Brian Moynahan
Brian Moynahan is an English journalist and historical writer. He graduated from the University of Cambridge in history with first class honours.[1] After this time he became a journalist with The Yorkshire Post, Town Magazine, and The Times.[2] He was also European Editor of The Sunday Times.[3] Since 1989 he has concentrated on writing histories while continuing to write for British and American newspapers. His works include a History of Christianity and God's Messenger, about the Protestant martyr, William Tyndale and his relationship with Thomas More. He has travelled extensively to Russia and has written three books on Russian history.[4] as well as three on aspects of Christianity.
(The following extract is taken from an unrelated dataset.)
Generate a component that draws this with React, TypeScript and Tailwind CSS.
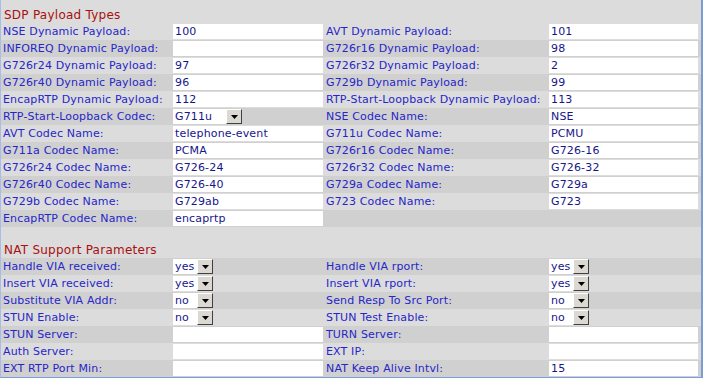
import React from "react";

type Cell =
  | { k: "in"; v: string }
  | { k: "sel"; v: string; w: "s" | "l" }
  | { k: "none" };

type Row = [string, Cell, string, Cell];

const inp = (v: string): Cell => ({ k: "in", v });
const sel = (v: string, w: "s" | "l" = "s"): Cell => ({ k: "sel", v, w });
const none: Cell = { k: "none" };

const sdpRows: Row[] = [
  ["NSE Dynamic Payload:", inp("100"), "AVT Dynamic Payload:", inp("101")],
  ["INFOREQ Dynamic Payload:", inp(""), "G726r16 Dynamic Payload:", inp("98")],
  ["G726r24 Dynamic Payload:", inp("97"), "G726r32 Dynamic Payload:", inp("2")],
  ["G726r40 Dynamic Payload:", inp("96"), "G729b Dynamic Payload:", inp("99")],
  ["EncapRTP Dynamic Payload:", inp("112"), "RTP-Start-Loopback Dynamic Payload:", inp("113")],
  ["RTP-Start-Loopback Codec:", sel("G711u", "l"), "NSE Codec Name:", inp("NSE")],
  ["AVT Codec Name:", inp("telephone-event"), "G711u Codec Name:", inp("PCMU")],
  ["G711a Codec Name:", inp("PCMA"), "G726r16 Codec Name:", inp("G726-16")],
  ["G726r24 Codec Name:", inp("G726-24"), "G726r32 Codec Name:", inp("G726-32")],
  ["G726r40 Codec Name:", inp("G726-40"), "G729a Codec Name:", inp("G729a")],
  ["G729b Codec Name:", inp("G729ab"), "G723 Codec Name:", inp("G723")],
  ["EncapRTP Codec Name:", inp("encaprtp"), "", none],
];

const natRows: Row[] = [
  ["Handle VIA received:", sel("yes"), "Handle VIA rport:", sel("yes")],
  ["Insert VIA received:", sel("yes"), "Insert VIA rport:", sel("yes")],
  ["Substitute VIA Addr:", sel("no"), "Send Resp To Src Port:", sel("no")],
  ["STUN Enable:", sel("no"), "STUN Test Enable:", sel("no")],
  ["STUN Server:", inp(""), "TURN Server:", inp("")],
  ["Auth Server:", inp(""), "EXT IP:", inp("")],
  ["EXT RTP Port Min:", inp(""), "NAT Keep Alive Intvl:", inp("15")],
];

function Arrow() {
  return (
    <div className="w-[16px] h-[15px] bg-[#dcd9d2] border-t border-l border-t-white border-l-white border-r border-b border-r-[#404040] border-b-[#404040] flex items-center justify-center shrink-0">
      <svg width="7" height="4" viewBox="0 0 7 4">
        <polygon points="0,0 7,0 3.5,4" fill="#000" />
      </svg>
    </div>
  );
}

function CellView({ c }: { c: Cell }) {
  if (c.k === "none") return <div />;
  if (c.k === "in")
    return (
      <div className="h-[15px] bg-white pl-[2px] text-[#16168a] leading-[15px] whitespace-nowrap">
        {c.v}
      </div>
    );
  return (
    <div
      className={
        "h-[15px] bg-white flex items-center justify-between " +
        (c.w === "l" ? "w-[69px]" : "w-[40px]")
      }
    >
      <span className="pl-[2px] text-[#16168a] leading-[15px]">{c.v}</span>
      <Arrow />
    </div>
  );
}

function RowView({ r, dark }: { r: Row; dark: boolean }) {
  return (
    <div
      className={
        "grid grid-cols-[172px_150px_226px_149px] h-[17px] items-center pr-[3px] " +
        (dark ? "bg-[#d0d0d0]" : "bg-[#dcdcdc]")
      }
    >
      <div className="pl-[2px] text-[#2626c8] whitespace-nowrap leading-[15px]">{r[0]}</div>
      <CellView c={r[1]} />
      <div className="pl-[3px] text-[#2626c8] whitespace-nowrap leading-[15px]">{r[2]}</div>
      <CellView c={r[3]} />
    </div>
  );
}

function Title({ children }: { children: React.ReactNode }) {
  return (
    <div className="h-[17px] flex items-center pl-[3px] text-[12px] tracking-[0.25px] text-[#a81010]">
      {children}
    </div>
  );
}

export default function App() {
  return (
    <div
      className="w-[703px] h-[378px] bg-[#dcdcdc] border-l border-l-[#a8bce6] border-r-2 border-r-[#7a9cd8] border-b border-b-[#7a9cd8] pt-[6px] flex flex-col overflow-hidden text-[11px] tracking-[0.15px]"
      style={{ fontFamily: '"DejaVu Sans", Verdana, sans-serif' }}
    >
      <Title>SDP Payload Types</Title>
      {sdpRows.map((r, i) => (
        <RowView key={i} r={r} dark={i % 2 === 1} />
      ))}
      <div className="h-[14px]" />
      <Title>NAT Support Parameters</Title>
      {natRows.map((r, i) => (
        <RowView key={i} r={r} dark={i % 2 === 0} />
      ))}
    </div>
  );
}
Because of his journalistic background, Moynahan's writing has been described as being, "mercifully free of the sludge that often clogs academic treatises",[5] and has enabled him to become a best-seller.
Review
According to Geoffrey Gibbons, Moynahan's book If God spare my life is a remarkably vivid and compelling account of the life of one of the most determined and single minded of the new reformers who saw the need for a translation of the Bible from the Latin or Greek of other versions into the vernacular accessible to anyone who read English. Thomas More, as Chancellor of England, whose remit was to uphold and enforce the law proved to be Tyndale's bitterest enemy and Moynahan shows in the pages of his book how More used every device and scheme to seize Tyndale, bring him back to England with the clear and expressed intent to have him brought before an ecclesiastical court as a heretic, to be so charged and convicted of the offence and then handed over to the civil authority to be dealt with.